Show every line where "page" occurs.

[Items from a dataset]
++++++

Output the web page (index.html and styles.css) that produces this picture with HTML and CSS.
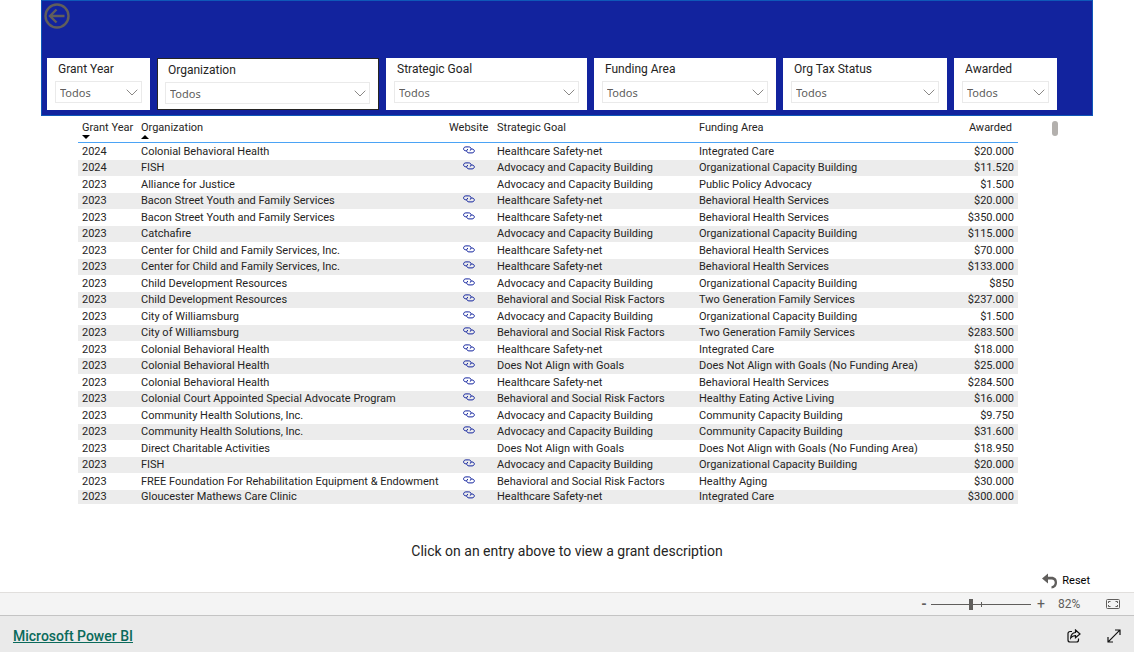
FILE: index.html
```html
<!DOCTYPE html>
<html lang="en">
<head>
<meta charset="utf-8">
<meta name="viewport" content="width=device-width, initial-scale=1">
<title>Grants</title>
<link rel="stylesheet" href="styles.css">
</head>
<body>
<svg class="sprite" aria-hidden="true">
  <symbol id="link" viewBox="0 0 12 8"><path d="M3.500 4.800H2.800C1.500 4.800.6 4 .6 2.900S1.500.900 2.800.900h3c1.300 0 2.300.8 2.300 2 0 .8-.5 1.500-1.300 1.800M8.300 3h.7c1.300 0 2.300.8 2.300 1.900S10.300 6.900 9 6.900H6C4.700 6.900 3.700 6 3.700 4.900c0-.8.500-1.500 1.300-1.800" fill="none" stroke="currentColor"/></symbol>
  <symbol id="chevron" viewBox="0 0 12 7"><path d="M.7.7 6 6 11.300.7" fill="none" stroke="currentColor"/></symbol>
</svg>
<main class="report">
  <header class="banner">
    <button class="back" aria-label="Back"><svg viewBox="0 0 26 26"><circle cx="13" cy="13" r="11.500"/><path d="M20.500 13H6M12.500 6.500 6 13l6.500 6.500"/></svg></button>
    <div class="slicers">
      <div class="slicer"><label for="s1">Grant Year</label><div class="pick"><select id="s1"><option>Todos</option></select><svg><use href="#chevron"/></svg></div></div>
      <div class="slicer selected"><label for="s2">Organization</label><div class="pick"><select id="s2"><option>Todos</option></select><svg><use href="#chevron"/></svg></div></div>
      <div class="slicer"><label for="s3">Strategic Goal</label><div class="pick"><select id="s3"><option>Todos</option></select><svg><use href="#chevron"/></svg></div></div>
      <div class="slicer"><label for="s4">Funding Area</label><div class="pick"><select id="s4"><option>Todos</option></select><svg><use href="#chevron"/></svg></div></div>
      <div class="slicer"><label for="s5">Org Tax Status</label><div class="pick"><select id="s5"><option>Todos</option></select><svg><use href="#chevron"/></svg></div></div>
      <div class="slicer"><label for="s6">Awarded</label><div class="pick"><select id="s6"><option>Todos</option></select><svg><use href="#chevron"/></svg></div></div>
    </div>
  </header>
  <div class="grid-area">
    <table class="grants">
      <colgroup><col class="c-year"><col class="c-org"><col class="c-web"><col class="c-goal"><col class="c-area"><col class="c-award"></colgroup>
      <thead><tr>
        <th aria-sort="descending">Grant Year<svg class="sort" viewBox="0 0 8 4"><path d="M0 0h8L4 4z"/></svg></th>
        <th aria-sort="ascending">Organization<svg class="sort" viewBox="0 0 8 4"><path d="M0 4h8L4 0z"/></svg></th>
        <th>Website</th><th>Strategic Goal</th><th>Funding Area</th><th class="num">Awarded</th>
      </tr></thead>
      <tbody>
        <tr><td>2024</td><td>Colonial Behavioral Health</td><td><a href="#" aria-label="Website"><svg><use href="#link"/></svg></a></td><td>Healthcare Safety-net</td><td>Integrated Care</td><td>$20.000</td></tr>
        <tr><td>2024</td><td>FISH</td><td><a href="#" aria-label="Website"><svg><use href="#link"/></svg></a></td><td>Advocacy and Capacity Building</td><td>Organizational Capacity Building</td><td>$11.520</td></tr>
        <tr><td>2023</td><td>Alliance for Justice</td><td></td><td>Advocacy and Capacity Building</td><td>Public Policy Advocacy</td><td>$1.500</td></tr>
        <tr><td>2023</td><td>Bacon Street Youth and Family Services</td><td><a href="#" aria-label="Website"><svg><use href="#link"/></svg></a></td><td>Healthcare Safety-net</td><td>Behavioral Health Services</td><td>$20.000</td></tr>
        <tr><td>2023</td><td>Bacon Street Youth and Family Services</td><td><a href="#" aria-label="Website"><svg><use href="#link"/></svg></a></td><td>Healthcare Safety-net</td><td>Behavioral Health Services</td><td>$350.000</td></tr>
        <tr><td>2023</td><td>Catchafire</td><td></td><td>Advocacy and Capacity Building</td><td>Organizational Capacity Building</td><td>$115.000</td></tr>
        <tr><td>2023</td><td>Center for Child and Family Services, Inc.</td><td><a href="#" aria-label="Website"><svg><use href="#link"/></svg></a></td><td>Healthcare Safety-net</td><td>Behavioral Health Services</td><td>$70.000</td></tr>
        <tr><td>2023</td><td>Center for Child and Family Services, Inc.</td><td><a href="#" aria-label="Website"><svg><use href="#link"/></svg></a></td><td>Healthcare Safety-net</td><td>Behavioral Health Services</td><td>$133.000</td></tr>
        <tr><td>2023</td><td>Child Development Resources</td><td><a href="#" aria-label="Website"><svg><use href="#link"/></svg></a></td><td>Advocacy and Capacity Building</td><td>Organizational Capacity Building</td><td>$850</td></tr>
        <tr><td>2023</td><td>Child Development Resources</td><td><a href="#" aria-label="Website"><svg><use href="#link"/></svg></a></td><td>Behavioral and Social Risk Factors</td><td>Two Generation Family Services</td><td>$237.000</td></tr>
        <tr><td>2023</td><td>City of Williamsburg</td><td><a href="#" aria-label="Website"><svg><use href="#link"/></svg></a></td><td>Advocacy and Capacity Building</td><td>Organizational Capacity Building</td><td>$1.500</td></tr>
        <tr><td>2023</td><td>City of Williamsburg</td><td><a href="#" aria-label="Website"><svg><use href="#link"/></svg></a></td><td>Behavioral and Social Risk Factors</td><td>Two Generation Family Services</td><td>$283.500</td></tr>
        <tr><td>2023</td><td>Colonial Behavioral Health</td><td><a href="#" aria-label="Website"><svg><use href="#link"/></svg></a></td><td>Healthcare Safety-net</td><td>Integrated Care</td><td>$18.000</td></tr>
        <tr><td>2023</td><td>Colonial Behavioral Health</td><td><a href="#" aria-label="Website"><svg><use href="#link"/></svg></a></td><td>Does Not Align with Goals</td><td>Does Not Align with Goals (No Funding Area)</td><td>$25.000</td></tr>
        <tr><td>2023</td><td>Colonial Behavioral Health</td><td><a href="#" aria-label="Website"><svg><use href="#link"/></svg></a></td><td>Healthcare Safety-net</td><td>Behavioral Health Services</td><td>$284.500</td></tr>
        <tr><td>2023</td><td>Colonial Court Appointed Special Advocate Program</td><td><a href="#" aria-label="Website"><svg><use href="#link"/></svg></a></td><td>Behavioral and Social Risk Factors</td><td>Healthy Eating Active Living</td><td>$16.000</td></tr>
        <tr><td>2023</td><td>Community Health Solutions, Inc.</td><td><a href="#" aria-label="Website"><svg><use href="#link"/></svg></a></td><td>Advocacy and Capacity Building</td><td>Community Capacity Building</td><td>$9.750</td></tr>
        <tr><td>2023</td><td>Community Health Solutions, Inc.</td><td><a href="#" aria-label="Website"><svg><use href="#link"/></svg></a></td><td>Advocacy and Capacity Building</td><td>Community Capacity Building</td><td>$31.600</td></tr>
        <tr><td>2023</td><td>Direct Charitable Activities</td><td></td><td>Does Not Align with Goals</td><td>Does Not Align with Goals (No Funding Area)</td><td>$18.950</td></tr>
        <tr><td>2023</td><td>FISH</td><td><a href="#" aria-label="Website"><svg><use href="#link"/></svg></a></td><td>Advocacy and Capacity Building</td><td>Organizational Capacity Building</td><td>$20.000</td></tr>
        <tr><td>2023</td><td>FREE Foundation For Rehabilitation Equipment &amp; Endowment</td><td><a href="#" aria-label="Website"><svg><use href="#link"/></svg></a></td><td>Behavioral and Social Risk Factors</td><td>Healthy Aging</td><td>$30.000</td></tr>
        <tr><td>2023</td><td>Gloucester Mathews Care Clinic</td><td><a href="#" aria-label="Website"><svg><use href="#link"/></svg></a></td><td>Healthcare Safety-net</td><td>Integrated Care</td><td>$300.000</td></tr>
      </tbody>
    </table>
    <div class="scroll"><div class="scroll-thumb"></div></div>
  </div>
  <p class="hint">Click on an entry above to view a grant description</p>
  <div class="actions">
    <button class="reset"><svg viewBox="0 0 16 16"><path d="M0 5.500 6 .5v3.300h3.500c3.500 0 5.500 2.200 5.500 5.600 0 3.300-2 5.700-5.500 6.100v-2.200c2-.4 3.200-1.700 3.200-3.700 0-2.200-1.200-3.200-3.200-3.200H6v4z"/></svg>Reset</button>
  </div>
</main>
<div class="zoombar">
  <button class="step minus" aria-label="Zoom out">-</button>
  <div class="range"><input type="range" min="0" max="100" value="40" aria-label="Zoom"></div>
  <button class="step" aria-label="Zoom in">+</button>
  <span class="percent">82%</span>
  <button class="fit" aria-label="Fit to page"><svg viewBox="0 0 14 10"><rect x=".5" y=".5" width="13" height="9" rx="1"/><path d="M4.500 2.500h-2v1.500M2.500 6v1.500h2M9.500 2.500h2v1.500M11.500 6v1.500h-2"/></svg></button>
</div>
<footer class="footer">
  <a class="brand" href="#">Microsoft Power BI</a>
  <div class="tools">
    <button aria-label="Share"><svg viewBox="0 0 14 14"><path d="M5 2.500H3a2 2 0 0 0-2 2V11a2 2 0 0 0 2 2h6.500a2 2 0 0 0 2-2V9.500"/><path d="M8.500 1 13 5 8.500 8.800V6.600C6.500 6.500 5 7.200 3.700 9c.2-3 2-5.200 4.800-5.500z"/></svg></button>
    <button aria-label="Full screen"><svg viewBox="0 0 14 14"><path d="M1.200 12.800 12.800 1.200M8 1h5v5M1 8v5h5"/></svg></button>
  </div>
</footer>
</body>
</html>
```
FILE: styles.css
```css
* { box-sizing: border-box; }
body {
  margin: 0;
  min-height: 100vh;
  display: flex;
  flex-direction: column;
  background: #fff;
  color: #252423;
  font-family: "Segoe UI", Roboto, sans-serif;
  font-size: 11px;
}
button { padding: 0; border: 0; background: none; font: inherit; color: inherit; cursor: pointer; }
svg { display: block; }
.sprite { position: absolute; width: 0; height: 0; }
.report { flex: 1; padding: 0 41px; display: flex; flex-direction: column; }

.banner {
  display: flex;
  flex-direction: column;
  gap: 29px;
  padding: 2px 35px 5px 5px;
  background: #12239e;
  border: 1px solid #0f58b8;
}
.back { width: 26px; height: 26px; margin-left: -3px; }
.back svg { fill: none; stroke: #605e5c; stroke-width: 2.4; }
.slicers { display: grid; grid-template-columns: 103fr 222fr 201fr 182fr 164fr 103fr; gap: 7px; }
.slicer {
  min-width: 0;
  padding: 3px 8px 7px;
  background: #fff;
  font-family: "DIN", Roboto, sans-serif;
  font-size: 12px;
}
.slicer.selected { border: 1px solid #252423; padding: 3px 8px 5px 7px; }
.slicer label { display: block; padding: 0 3px; line-height: 16px; margin-bottom: 4px; }
.pick { display: grid; align-items: center; }
.pick > * { grid-area: 1 / 1; }
.pick select {
  appearance: none;
  width: 100%;
  height: 22px;
  padding: 0 4px;
  border: 1px solid #eaeaea;
  border-radius: 0;
  background: #fff;
  color: #605e5c;
  font-family: "Segoe UI", "Noto Sans", sans-serif;
  font-size: 11px;
}
.pick svg { justify-self: end; width: 12px; height: 7px; margin-right: 4px; color: #8a8886; pointer-events: none; }

.grid-area { display: flex; padding: 0 35px 0 37px; }
.grants { flex: 1; width: 100%; table-layout: fixed; border-collapse: separate; border-spacing: 0; line-height: 14px; white-space: nowrap; }
.c-year { width: 59px; }
.c-org { width: 308px; }
.c-web { width: 48px; }
.c-goal { width: 202px; }
.c-award { width: 70px; }
.grants th { height: 27px; padding: 5px 4px 0; text-align: left; vertical-align: top; font-weight: 400; border-bottom: 1px solid #4ba3f5; }
.grants th.num { text-align: right; padding-right: 6px; }
.sort { width: 8px; height: 4px; }
.grants td { height: 16px; padding: 0 4px; }
.grants tr:nth-child(odd) td { height: 17px; }
.grants tbody tr:last-child td { height: 14px; }
.grants tbody tr:nth-child(even) { background: #ececec; }
.grants td:last-child { text-align: right; }
.grants td a { display: block; width: 12px; margin: 0 auto 4px; color: #12239e; }
.grants td svg { width: 12px; height: 8px; }
.scroll { flex: none; width: 6px; margin-left: 34px; padding-top: 5px; }
.scroll-thumb { height: 15px; border-radius: 3px; background: #b3b0ad; }

.hint { margin: 37px 0 0; text-align: center; font-family: "DIN", Roboto, sans-serif; font-size: 14px; line-height: 20px; }
.actions { display: flex; justify-content: flex-end; margin-top: auto; padding: 0 3px 3px 0; }
.reset { display: flex; align-items: center; gap: 4px; line-height: 16px; color: #000; }
.reset svg { width: 16px; height: 16px; fill: #605e5c; }

.zoombar { display: flex; align-items: center; height: 23px; padding-right: 14px; border-top: 1px solid #e1dfdd; background: #f4f4f4; color: #605e5c; }
.step { width: 14px; font-size: 14px; line-height: 20px; }
.minus { width: 8px; margin-left: auto; font-weight: 700; }
.range { width: 100px; margin: 0 3px; background: linear-gradient(#605e5c, #605e5c) center / 1px 5px no-repeat; }
.range input { appearance: none; display: block; width: 100%; height: 14px; margin: 0; background: linear-gradient(#605e5c, #605e5c) center / 100% 1px no-repeat; }
.range input::-webkit-slider-thumb { appearance: none; width: 4px; height: 11px; background: #605e5c; }
.percent { width: 38px; margin-left: 10px; font-size: 12px; }
.fit { margin-left: 10px; }
.fit svg { width: 14px; height: 10px; fill: none; stroke: #605e5c; }

.footer { display: flex; align-items: center; justify-content: space-between; height: 37px; padding: 4px 13px 0; border-top: 1px solid #c4c4c4; background: #eaeaea; }
.brand { color: #0b6a5b; font-family: "Segoe UI", Roboto, sans-serif; font-size: 14px; font-weight: 500; line-height: 20px; }
.tools { display: flex; gap: 26px; color: #111; }
.tools svg { width: 14px; height: 14px; fill: none; stroke: currentColor; stroke-width: 1.2; }
```
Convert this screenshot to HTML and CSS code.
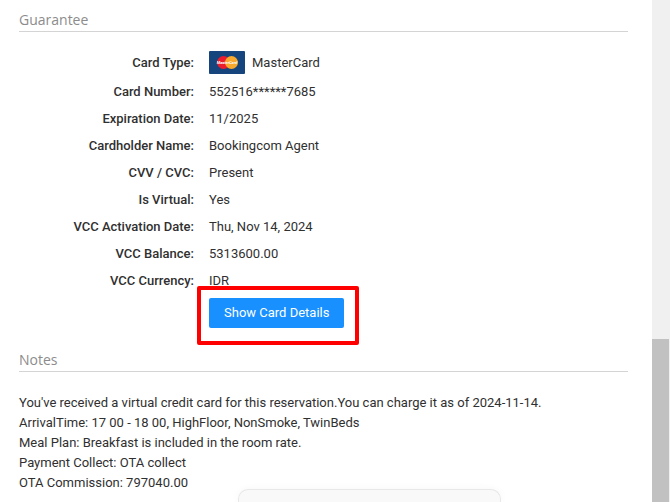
FILE: index.html
```html
<!DOCTYPE html>
<html lang="en">
<head>
  <meta charset="utf-8">
  <title>Reservation Guarantee</title>
  <link rel="stylesheet" href="styles.css">
</head>
<body>
  <main class="content">
    <section>
      <h2>Guarantee</h2>
      <dl class="details">
        <dt class="card-row">Card Type:</dt>
        <dd class="card-row">
          <svg class="card-logo" viewBox="0 0 36 23" aria-hidden="true">
            <rect width="36" height="23" rx="1" fill="#15457c"/>
            <circle cx="14.5" cy="11.5" r="6.5" fill="#eb1c2d"/>
            <circle cx="22.5" cy="11.5" r="6.5" fill="#f9a92b"/>
            <text x="18" y="13" text-anchor="middle" class="card-logo-text">MasterCard</text>
          </svg>
          MasterCard
        </dd>
        <dt>Card Number:</dt>
        <dd>552516******7685</dd>
        <dt>Expiration Date:</dt>
        <dd>11/2025</dd>
        <dt>Cardholder Name:</dt>
        <dd>Bookingcom Agent</dd>
        <dt>CVV / CVC:</dt>
        <dd>Present</dd>
        <dt>Is Virtual:</dt>
        <dd>Yes</dd>
        <dt>VCC Activation Date:</dt>
        <dd>Thu, Nov 14, 2024</dd>
        <dt>VCC Balance:</dt>
        <dd>5313600.00</dd>
        <dt>VCC Currency:</dt>
        <dd>IDR</dd>
      </dl>
      <div class="actions">
        <div class="highlight">
          <button type="button">Show Card Details</button>
        </div>
      </div>
    </section>

    <section>
      <h2>Notes</h2>
      <div class="notes">
        <p>You've received a virtual credit card for this reservation.You can charge it as of 2024-11-14.</p>
        <p>ArrivalTime: 17 00 - 18 00, HighFloor, NonSmoke, TwinBeds</p>
        <p>Meal Plan: Breakfast is included in the room rate.</p>
        <p>Payment Collect: OTA collect</p>
        <p>OTA Commission: 797040.00</p>
      </div>
    </section>
  </main>

  <div class="scrollbar">
    <div class="thumb"></div>
  </div>

  <div class="popup"></div>
</body>
</html>
```

FILE: styles.css
```css
* {
  box-sizing: border-box;
}

body {
  display: flex;
  height: 100vh;
  margin: 0;
  overflow: hidden;
  background-color: #fff;
  color: #303030;
  font-family: "Segoe UI", Roboto, "Noto Sans", sans-serif;
  font-size: 13px;
  line-height: 20px;
}

.content {
  flex: 1;
  padding: 9px 24px 0 19px;
}

h2 {
  margin: 0;
  border-bottom: 1px solid #d4d4d4;
  color: #8c8c8c;
  font-family: "Segoe UI", "Open Sans", "Noto Sans", sans-serif;
  font-size: 14px;
  font-weight: 400;
  line-height: 22px;
}

/* card details */
.details {
  display: grid;
  grid-template-columns: 175px 1fr;
  column-gap: 15px;
  margin: 0;
  padding-top: 14px;
}

dt,
dd {
  margin: 0;
  line-height: 27px;
}

dt {
  font-weight: 500;
  text-align: right;
}

.card-row {
  display: flex;
  align-items: center;
  height: 32px;
}

dt.card-row {
  justify-content: flex-end;
}

.card-logo {
  width: 36px;
  height: 23px;
  margin-right: 7px;
}

.card-logo-text {
  fill: #fff;
  font-size: 4px;
  font-style: italic;
  font-weight: 700;
}

.actions {
  padding: 4px 0 21px 190px;
}

.highlight {
  position: relative;
  display: inline-block;
  vertical-align: top;
}

.highlight::after {
  content: "";
  position: absolute;
  inset: -12px -15px -17px -12px;
  border: 4px solid #fe0000;
  border-radius: 2px;
  pointer-events: none;
}

button {
  display: block;
  height: 30px;
  padding: 0 15px;
  border: none;
  border-radius: 2px;
  background-color: #1890ff;
  color: #fff;
  font: inherit;
  cursor: pointer;
}

.notes {
  padding-top: 21px;
}

.notes p {
  margin: 0;
}

/* scrollbar */
.scrollbar {
  display: flex;
  flex-direction: column;
  justify-content: flex-end;
  width: 18px;
  padding-right: 1px;
  background-color: #f0f0f0;
}

.thumb {
  height: 163px;
  background-color: #c1c1c1;
}

/* popup coming in over the bottom edge */
.popup {
  position: absolute;
  bottom: 0;
  left: 238px;
  width: 263px;
  height: 13px;
  border: 1px solid #e8e8e8;
  border-bottom: none;
  border-radius: 10px 10px 0 0;
  background-color: #f9f9f9;
  box-shadow: 0 0 8px rgba(0, 0, 0, 0.04);
}
```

++++++

EXERCISE ANSWER:
Output the web page (index.html and styles.css) that produces this picture with HTML and CSS.
  <button class="fit" aria-label="Fit to page"><svg viewBox="0 0 14 10"><rect x=".5" y=".5" width="13" height="9" rx="1"/><path d="M4.500 2.500h-2v1.500M2.500 6v1.500h2M9.500 2.500h2v1.500M11.500 6v1.500h-2"/></svg></button>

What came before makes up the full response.